Hydrogen is transferred from storage tank to fuel cell vehicle at very high pressures, high speeds and varying temperatures. When refueling starts, the pressure difference across the flow meter is large; when the tank is nearly full, the pressure difference is nearly zero. The hydrogen may pass the flow meter at -40 °C, but warms to 80 °C in the tank. So the temperature also fluctuates enormously over a refueling period. Finally, the flow rate starts high, only to drop to 0 over the refueling run. If all parameters fluctuate enormously then flow measurement is enormously difficult. Moreover, what needs to be taken into account is actually individual molecules and not the volume at a given pressure. This drops all measurement principles and leaves the coriolis flow measurement technique.

Even for a coriolis flowmeter, this application is not an everyday one. This is mainly due to the high pressures. But the fluctuation of the parameters also requires an incredibly good zero-point stability of the meter. At the lowest end of the measurement range, uncertainty is even dominated by zero-point stability.
While the absolute accuracy and repeateability must also be good because legislation requires it.

Finally, applying the meter is not easy because the amount of gas between the flow meter and the vehicle is not known because the pressure and temperature of that gas and its volume are not exactly known. So that volume must be kept as small as possible. That is the reason the flow meter is built in the dispenser, as close to the vehicle as possible.

Illustration: Coriolis mass flow meters from Tricor we apply in H2 dispensing stations for vehicles, both at 350 bar and 700 bar.

Photo: tubetrailer for hydrogen refueling. Sometimes the tubetrailer stays on location and refueling takes place directly from the tubetrailer. This happens mostly at temporary locations such as construction sites.

Placement of the flowmeter in the system

The placement in the system of mass flow meter largely determines the accuracy.

1. Installed after the compressor and before the heat exchanger: This scenario clearly shows challenges during metering. Reason: the differential pressure across the meter varies and this creates uncertainty about the hydrogen amount in the pressure line at the end of the refueling.
2. Use of the flow meter after the heat exchanger to solve these problems. The measurement distance between the flow meter and the dispenser is shorter, the pressure is constant, and therefore the refueling accuracy is better. However, this significantly increases the challenge for the flowmeter. Both the high pressure and temperature gradient become a special challenge for the zero-point stability of the flowmeter. The results are good but not entirely satisfactory for the application requirements.
3. Flowmeter directly in the dispenser, upstream of the heat exchanger and at constant pressure. In this case, there is no more undefined gas volume in the piping system. The flow meter is not exposed to the temperature gradient. This achieves the best accuracy during refueling.

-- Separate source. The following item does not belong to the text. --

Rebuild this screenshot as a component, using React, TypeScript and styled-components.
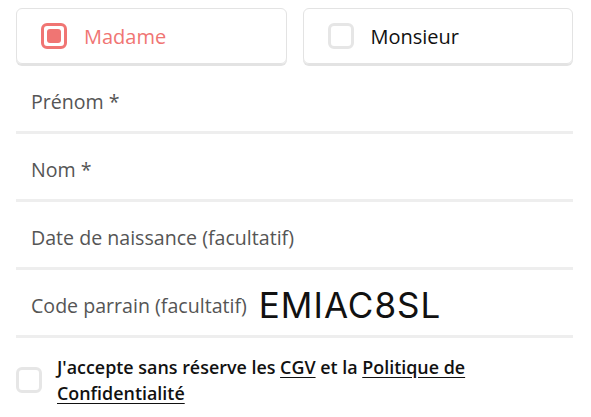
import React, { useState } from 'react';
import styled, { createGlobalStyle } from 'styled-components';

const GlobalStyle = createGlobalStyle`
    html, body {
        margin: 0;
        padding: 0;
        background: #ffffff;
    }
    body {
        font-family: 'Open Sans', 'Liberation Sans', sans-serif;
    }
`;

const coral = '#f07573';

const Form = styled('form')`
    padding: 8px 18px 0 16px;
    display: flex;
    flex-direction: column;
`;

const GenderRow = styled('div')`
    display: grid;
    grid-template-columns: 1fr 1fr;
    gap: 16px;
`;

const GenderCard = styled('label')<{ $active: boolean }>`
    height: 56px;
    box-sizing: border-box;
    display: flex;
    align-items: center;
    gap: 17px;
    padding: 0 24px;
    border: 1px solid #e3e3e3;
    border-radius: 6px;
    box-shadow: 0 2px 0 #e3e3e3;
    margin-bottom: 2px;
    cursor: pointer;
    font-size: 20px;
    font-weight: 500;
    color: ${({ $active }) => ($active ? coral : '#111111')};
`;

const Box = styled('span')<{ $checked: boolean }>`
    width: 26px;
    height: 26px;
    box-sizing: border-box;
    flex-shrink: 0;
    border: 3px solid ${({ $checked }) => ($checked ? coral : '#e6e6e6')};
    border-radius: 6px;
    display: flex;
    align-items: center;
    justify-content: center;

    &::after {
        content: '';
        display: ${({ $checked }) => ($checked ? 'block' : 'none')};
        width: 14px;
        height: 14px;
        border-radius: 3px;
        background: ${coral};
    }
`;

const Field = styled('div')`
    height: 68px;
    box-sizing: border-box;
    padding: 5px 15px 0;
    display: flex;
    align-items: center;
    gap: 12px;
    border-bottom: 3px solid #eeeeee;
    font-size: 19.6px;
    color: #555555;
`;

const Code = styled('span')`
    font-family: Inter, 'Liberation Sans', sans-serif;
    font-size: 35px;
    font-weight: 400;
    letter-spacing: 1px;
    color: #111111;
`;

const Terms = styled('label')`
    display: flex;
    align-items: center;
    gap: 15px;
    padding-top: 16px;
    font-size: 17.9px;
    font-weight: 600;
    line-height: 26px;
    color: #111111;
`;

const TermsLink = styled('a')`
    color: inherit;
    text-decoration: underline;
    text-underline-offset: 3px;
`;

export default function App() {
    const [gender, setGender] = useState<'mme' | 'm'>('mme');
    const [accepted, setAccepted] = useState(false);

    return (
        <>
            <GlobalStyle />
            <Form>
                <GenderRow>
                    <GenderCard $active={gender === 'mme'} onClick={() => setGender('mme')}>
                        <Box $checked={gender === 'mme'} />
                        Madame
                    </GenderCard>
                    <GenderCard $active={gender === 'm'} onClick={() => setGender('m')}>
                        <Box $checked={gender === 'm'} />
                        Monsieur
                    </GenderCard>
                </GenderRow>
                <Field>Prénom *</Field>
                <Field>Nom *</Field>
                <Field>Date de naissance (facultatif)</Field>
                <Field>
                    Code parrain (facultatif)
                    <Code>EMIAC8SL</Code>
                </Field>
                <Terms onClick={() => setAccepted(!accepted)}>
                    <Box $checked={accepted} />
                    <span>
                        J'accepte sans réserve les <TermsLink href="#">CGV</TermsLink> et la{' '}
                        <TermsLink href="#">Politique de Confidentialité</TermsLink>
                    </span>
                </Terms>
            </Form>
        </>
    );
}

Recommendations for coriolis custody transfer measurementsAanbevelingen voor coriolis custody transfer metingen

When using coriolis flowmeters in hydrogen refueling applications, there are many aspects to consider. For example, the sensor must be protected wherever possible from valves, manifolds and similar fittings that cause turbulence. It is recommended that valves be placed downstream.

The selection of the flowmeter should also take into account that it can handle the challenge of cooling to -33 °C in less than 30 seconds.

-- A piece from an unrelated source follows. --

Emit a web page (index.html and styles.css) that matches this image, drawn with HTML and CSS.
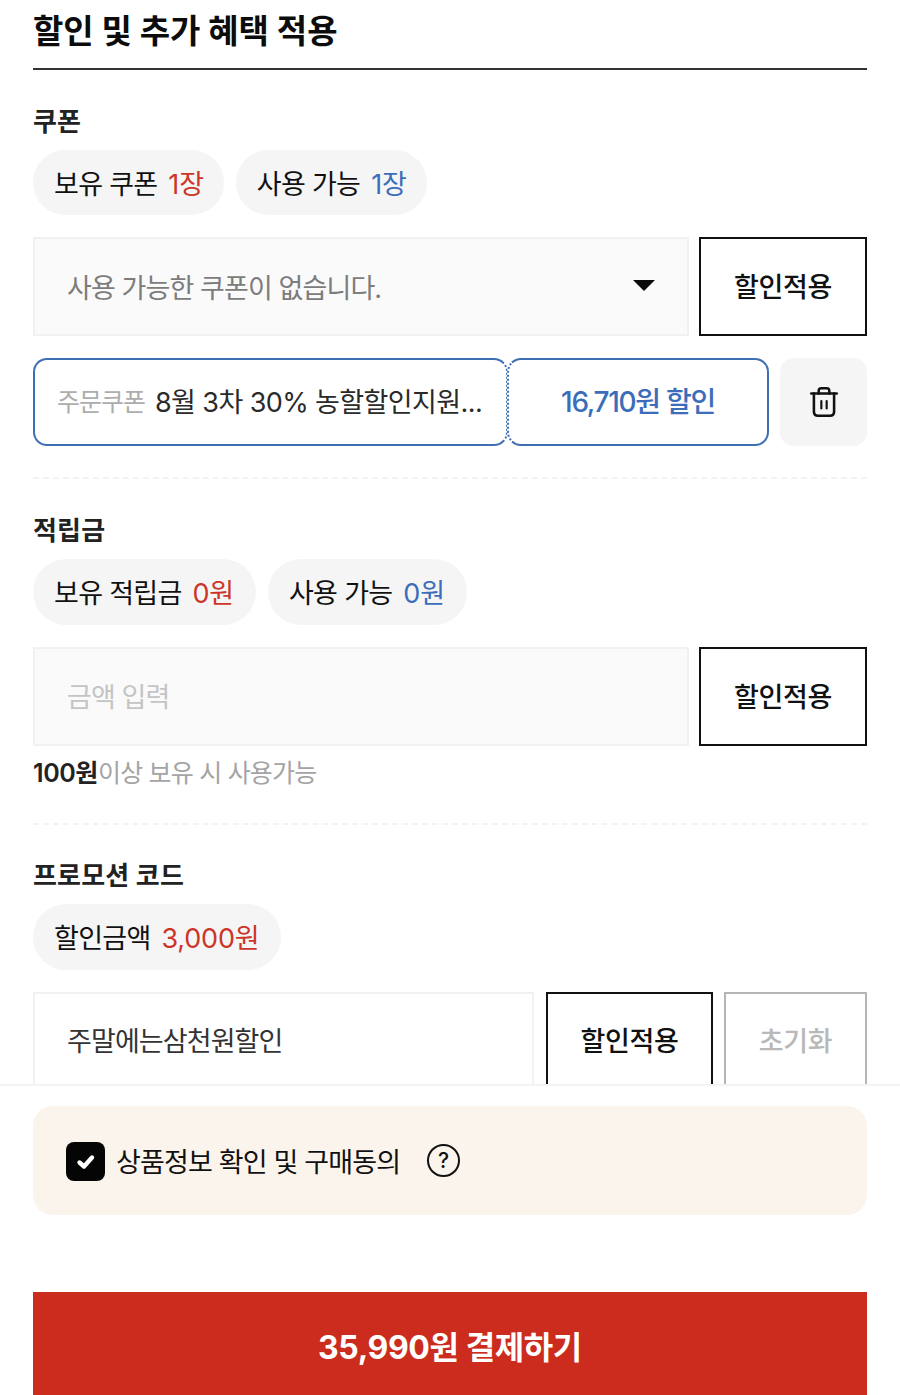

In addition, vibration is a possible problem. Homologated coriolis flow meters can withstand a defined amount of vibration. That does not mean they are insensitive to vibration. Therefore, it is wise to mount the coriolis flowmeter supported (with brackets) and the flowmeter should not support any other piping, because it is a sensitive measuring instrument which measures pipe movement. Transmission of vibrations from the system to the flowmeter should be prevented as much as possible. Mounting a coriolis flow meter freely suspended from pipework is therefore also out of the question. Also be aware that many coriolis flowmeters cannot be mounted in every orientation: often only horizontal mounting is allowed.

Furthermore, some general recommendations:

• Established flow profile present
• Inlet section must match mounting length
• Control valves always placed downstream
• Flow tubes must always be kept clean
• Process temperature must be controlled as specified Process pressure must be controlled as specified
• Ambient temperature must range from + 10 °C to + 30 °C
• Coriolis flowmeter has a warm-up/stabilization time Standard calibration must be performed at 20%, 50% and 100%
• High-frequency interference must be controlled according to EMC standards.

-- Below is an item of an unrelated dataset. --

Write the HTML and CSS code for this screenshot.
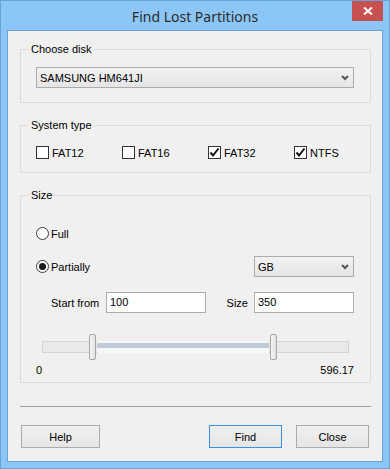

Illustration: a WEH tank nozzle and receptacle.

Photo: engineer working on a Resato hydrogen refueling system

Permeability of hydrogen and embrittlement

When selecting components for the system and the coriolis flowmeter, the permeability of hydrogen plays a role. Under high pressure, the small hydrogen molecules can penetrate all kinds of substances. This changes the physical properties of these substances. This is the main lifetime limiting factor of fillnozzles, recepticles, hoses and the flowmeter. Plastics can react chemically with hydrogen, or acquire abnormal physical properties due to absorption or swelling. The sensitivity of the material is affected by factors such as pressure, temperature, duration, and gas composition. The quality of metals can deteriorate due to interaction with hydrogen - hydrogen embrittlement is the phenomenon that a metal becomes brittle as a result of hydrogen absorption. This leads to a change in tensile strength, fracture and metal fatigue. For applications where hydrogen absorption occurs while a part is in use, using lower strength steels and reducing residual and applied stress are ways to prevent fracture due to hydrogen embrittlement.

Measurement of hydrogen set in standards

The accuracy requirement for the flow measurement technology used is legally defined in EU Directive 2014/32/EU Annex IV (MI 002) "Gas meters and volume correction devices." Applied harmonized standards or normative documents: OIML R 137 (component level) and OIML R139:2018 (system level).